> _WRITTEN INSTRUCTION_:
Retype, exactly as they stand, the lines from the start of the data to the line that contains "100px 76px 90px", both ends included. Leave the pictures out.
•••••
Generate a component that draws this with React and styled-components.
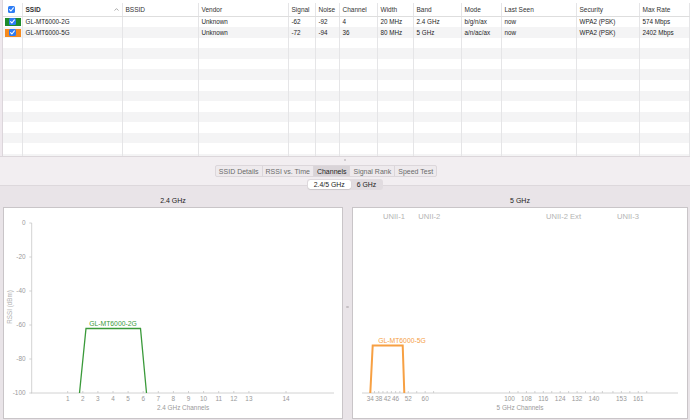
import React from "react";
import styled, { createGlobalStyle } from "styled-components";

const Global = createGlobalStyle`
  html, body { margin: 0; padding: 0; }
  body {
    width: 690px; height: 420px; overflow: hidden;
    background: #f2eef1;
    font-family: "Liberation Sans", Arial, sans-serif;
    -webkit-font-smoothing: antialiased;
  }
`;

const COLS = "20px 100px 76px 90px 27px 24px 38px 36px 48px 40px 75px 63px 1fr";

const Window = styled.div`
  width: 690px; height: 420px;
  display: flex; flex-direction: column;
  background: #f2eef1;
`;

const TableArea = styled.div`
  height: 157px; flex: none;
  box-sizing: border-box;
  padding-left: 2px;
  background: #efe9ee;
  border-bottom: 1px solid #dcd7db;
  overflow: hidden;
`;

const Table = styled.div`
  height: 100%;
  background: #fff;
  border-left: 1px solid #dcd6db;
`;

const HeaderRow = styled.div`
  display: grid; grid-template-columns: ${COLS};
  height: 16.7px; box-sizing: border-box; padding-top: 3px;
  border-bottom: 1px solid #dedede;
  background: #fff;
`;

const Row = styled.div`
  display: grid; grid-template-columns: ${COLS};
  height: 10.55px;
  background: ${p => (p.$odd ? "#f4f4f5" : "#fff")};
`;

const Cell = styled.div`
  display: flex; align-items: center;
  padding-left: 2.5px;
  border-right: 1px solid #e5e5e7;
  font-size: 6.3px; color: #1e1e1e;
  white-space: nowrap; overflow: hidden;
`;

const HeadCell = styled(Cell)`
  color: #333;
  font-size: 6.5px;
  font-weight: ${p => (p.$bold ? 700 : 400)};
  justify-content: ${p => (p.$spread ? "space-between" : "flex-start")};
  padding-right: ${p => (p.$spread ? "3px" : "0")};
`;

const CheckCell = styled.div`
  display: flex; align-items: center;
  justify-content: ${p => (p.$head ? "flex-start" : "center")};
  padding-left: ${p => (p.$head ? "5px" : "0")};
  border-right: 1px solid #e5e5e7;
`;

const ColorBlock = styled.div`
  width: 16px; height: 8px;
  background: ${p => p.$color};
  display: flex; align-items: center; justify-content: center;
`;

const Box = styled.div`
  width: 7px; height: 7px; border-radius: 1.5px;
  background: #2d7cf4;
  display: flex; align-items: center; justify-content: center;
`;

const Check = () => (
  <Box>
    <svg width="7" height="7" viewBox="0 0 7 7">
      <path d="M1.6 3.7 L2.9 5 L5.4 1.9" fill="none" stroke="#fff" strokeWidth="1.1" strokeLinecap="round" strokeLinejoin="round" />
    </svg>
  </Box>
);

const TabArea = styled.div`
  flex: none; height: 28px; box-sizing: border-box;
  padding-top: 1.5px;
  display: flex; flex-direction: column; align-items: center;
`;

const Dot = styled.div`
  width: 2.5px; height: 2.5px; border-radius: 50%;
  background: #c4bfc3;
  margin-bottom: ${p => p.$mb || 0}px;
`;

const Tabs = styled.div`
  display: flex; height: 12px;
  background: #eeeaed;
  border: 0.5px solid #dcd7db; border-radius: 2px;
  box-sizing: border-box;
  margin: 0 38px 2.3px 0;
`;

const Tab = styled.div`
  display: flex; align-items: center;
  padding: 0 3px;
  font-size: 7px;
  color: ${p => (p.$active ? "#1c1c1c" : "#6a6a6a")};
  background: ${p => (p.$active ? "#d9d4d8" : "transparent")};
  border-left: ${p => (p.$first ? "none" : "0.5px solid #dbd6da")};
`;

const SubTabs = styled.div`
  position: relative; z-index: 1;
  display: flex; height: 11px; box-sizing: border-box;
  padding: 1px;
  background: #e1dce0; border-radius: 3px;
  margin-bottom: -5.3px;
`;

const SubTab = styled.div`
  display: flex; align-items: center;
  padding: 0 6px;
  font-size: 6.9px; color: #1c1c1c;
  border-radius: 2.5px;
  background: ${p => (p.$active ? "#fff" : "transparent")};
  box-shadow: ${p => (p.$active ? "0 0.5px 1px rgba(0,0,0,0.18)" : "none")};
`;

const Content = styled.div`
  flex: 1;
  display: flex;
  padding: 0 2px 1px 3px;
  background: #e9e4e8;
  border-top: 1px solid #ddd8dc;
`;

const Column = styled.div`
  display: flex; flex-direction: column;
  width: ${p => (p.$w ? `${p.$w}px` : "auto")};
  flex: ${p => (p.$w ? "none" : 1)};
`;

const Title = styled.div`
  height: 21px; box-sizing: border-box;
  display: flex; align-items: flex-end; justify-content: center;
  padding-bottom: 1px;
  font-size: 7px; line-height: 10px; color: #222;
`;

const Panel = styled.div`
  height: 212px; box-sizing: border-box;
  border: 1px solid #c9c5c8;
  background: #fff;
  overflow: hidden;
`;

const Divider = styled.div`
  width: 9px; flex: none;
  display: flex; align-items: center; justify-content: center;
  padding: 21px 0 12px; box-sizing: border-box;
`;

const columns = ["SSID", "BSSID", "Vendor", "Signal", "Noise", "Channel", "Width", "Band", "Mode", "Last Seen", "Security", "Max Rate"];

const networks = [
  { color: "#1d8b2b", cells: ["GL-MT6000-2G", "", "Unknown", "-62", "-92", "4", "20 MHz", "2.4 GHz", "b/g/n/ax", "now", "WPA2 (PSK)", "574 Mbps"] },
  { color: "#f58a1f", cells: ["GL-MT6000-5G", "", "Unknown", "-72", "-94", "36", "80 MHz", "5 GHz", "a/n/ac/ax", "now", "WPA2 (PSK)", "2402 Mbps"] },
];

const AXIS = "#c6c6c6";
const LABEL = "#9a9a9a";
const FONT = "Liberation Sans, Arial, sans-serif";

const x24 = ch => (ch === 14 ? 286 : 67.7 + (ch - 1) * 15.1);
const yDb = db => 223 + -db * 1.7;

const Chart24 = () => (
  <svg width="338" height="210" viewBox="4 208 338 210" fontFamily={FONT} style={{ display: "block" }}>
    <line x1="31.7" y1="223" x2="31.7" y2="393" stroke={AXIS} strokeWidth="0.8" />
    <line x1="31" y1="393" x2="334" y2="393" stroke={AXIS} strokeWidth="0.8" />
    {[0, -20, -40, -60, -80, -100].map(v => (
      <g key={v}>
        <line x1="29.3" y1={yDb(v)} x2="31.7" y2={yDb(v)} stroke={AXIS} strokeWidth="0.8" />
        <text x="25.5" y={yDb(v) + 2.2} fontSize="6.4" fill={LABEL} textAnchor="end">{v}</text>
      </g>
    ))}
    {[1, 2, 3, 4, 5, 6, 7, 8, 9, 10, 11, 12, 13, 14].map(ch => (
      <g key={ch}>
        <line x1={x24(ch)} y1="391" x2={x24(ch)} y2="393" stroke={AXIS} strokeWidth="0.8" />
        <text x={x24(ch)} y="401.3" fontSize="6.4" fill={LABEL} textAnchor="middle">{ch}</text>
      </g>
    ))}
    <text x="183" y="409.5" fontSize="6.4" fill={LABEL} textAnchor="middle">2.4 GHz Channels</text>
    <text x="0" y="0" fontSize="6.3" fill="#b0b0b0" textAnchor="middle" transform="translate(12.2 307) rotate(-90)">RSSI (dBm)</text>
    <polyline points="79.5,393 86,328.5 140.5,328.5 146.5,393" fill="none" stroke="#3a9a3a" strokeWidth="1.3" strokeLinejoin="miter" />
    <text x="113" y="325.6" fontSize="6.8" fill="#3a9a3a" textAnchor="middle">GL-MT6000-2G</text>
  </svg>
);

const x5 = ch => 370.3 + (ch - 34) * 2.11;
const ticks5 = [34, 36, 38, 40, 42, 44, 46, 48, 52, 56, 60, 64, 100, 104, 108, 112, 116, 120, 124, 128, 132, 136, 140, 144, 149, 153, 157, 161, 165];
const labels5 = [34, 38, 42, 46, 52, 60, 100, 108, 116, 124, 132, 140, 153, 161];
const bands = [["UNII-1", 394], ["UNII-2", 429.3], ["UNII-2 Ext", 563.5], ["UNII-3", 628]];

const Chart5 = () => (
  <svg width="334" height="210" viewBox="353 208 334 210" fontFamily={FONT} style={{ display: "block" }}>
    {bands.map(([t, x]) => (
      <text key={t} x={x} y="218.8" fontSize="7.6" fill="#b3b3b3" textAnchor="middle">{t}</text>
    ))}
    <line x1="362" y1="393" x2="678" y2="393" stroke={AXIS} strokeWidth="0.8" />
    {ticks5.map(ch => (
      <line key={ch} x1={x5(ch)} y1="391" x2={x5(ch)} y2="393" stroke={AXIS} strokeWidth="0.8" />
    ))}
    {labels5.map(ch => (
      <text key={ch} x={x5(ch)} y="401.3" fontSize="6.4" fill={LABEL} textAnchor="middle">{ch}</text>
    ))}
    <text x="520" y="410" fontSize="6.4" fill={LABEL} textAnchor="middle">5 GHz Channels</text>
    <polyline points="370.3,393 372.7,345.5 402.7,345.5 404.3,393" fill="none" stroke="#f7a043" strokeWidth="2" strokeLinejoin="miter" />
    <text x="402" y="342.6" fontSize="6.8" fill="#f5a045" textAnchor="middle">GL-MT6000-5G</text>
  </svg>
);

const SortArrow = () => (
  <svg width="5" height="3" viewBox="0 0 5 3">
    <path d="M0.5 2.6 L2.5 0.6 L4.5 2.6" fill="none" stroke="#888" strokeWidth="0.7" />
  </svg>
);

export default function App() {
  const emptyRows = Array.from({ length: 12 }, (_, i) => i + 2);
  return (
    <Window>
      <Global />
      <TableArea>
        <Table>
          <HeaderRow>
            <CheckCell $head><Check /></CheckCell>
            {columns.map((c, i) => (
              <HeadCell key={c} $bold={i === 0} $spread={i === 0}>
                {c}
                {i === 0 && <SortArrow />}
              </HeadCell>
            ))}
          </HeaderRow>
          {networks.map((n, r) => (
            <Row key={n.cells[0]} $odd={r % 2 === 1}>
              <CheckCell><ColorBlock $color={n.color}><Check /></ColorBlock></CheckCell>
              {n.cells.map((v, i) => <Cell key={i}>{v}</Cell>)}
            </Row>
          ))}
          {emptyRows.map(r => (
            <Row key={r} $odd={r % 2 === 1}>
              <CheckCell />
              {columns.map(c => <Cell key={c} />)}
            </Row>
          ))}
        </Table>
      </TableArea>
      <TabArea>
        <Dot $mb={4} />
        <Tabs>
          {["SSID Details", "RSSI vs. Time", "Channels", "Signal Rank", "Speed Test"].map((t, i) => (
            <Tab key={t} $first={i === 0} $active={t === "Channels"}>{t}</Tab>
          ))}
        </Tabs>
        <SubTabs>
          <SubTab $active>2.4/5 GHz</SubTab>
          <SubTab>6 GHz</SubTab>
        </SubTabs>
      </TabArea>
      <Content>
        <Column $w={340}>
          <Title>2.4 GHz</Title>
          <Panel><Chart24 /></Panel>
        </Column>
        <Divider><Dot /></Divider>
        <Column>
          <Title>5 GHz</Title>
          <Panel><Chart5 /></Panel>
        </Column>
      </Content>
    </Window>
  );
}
•••••
> _ANSWER FOR THE TASK_:
Generate a component that draws this with React and styled-components.
import React from "react";
import styled, { createGlobalStyle } from "styled-components";

const Global = createGlobalStyle`
  html, body { margin: 0; padding: 0; }
  body {
    width: 690px; height: 420px; overflow: hidden;
    background: #f2eef1;
    font-family: "Liberation Sans", Arial, sans-serif;
    -webkit-font-smoothing: antialiased;
  }
`;

const COLS = "20px 100px 76px 90px 27px 24px 38px 36px 48px 40px 75px 63px 1fr";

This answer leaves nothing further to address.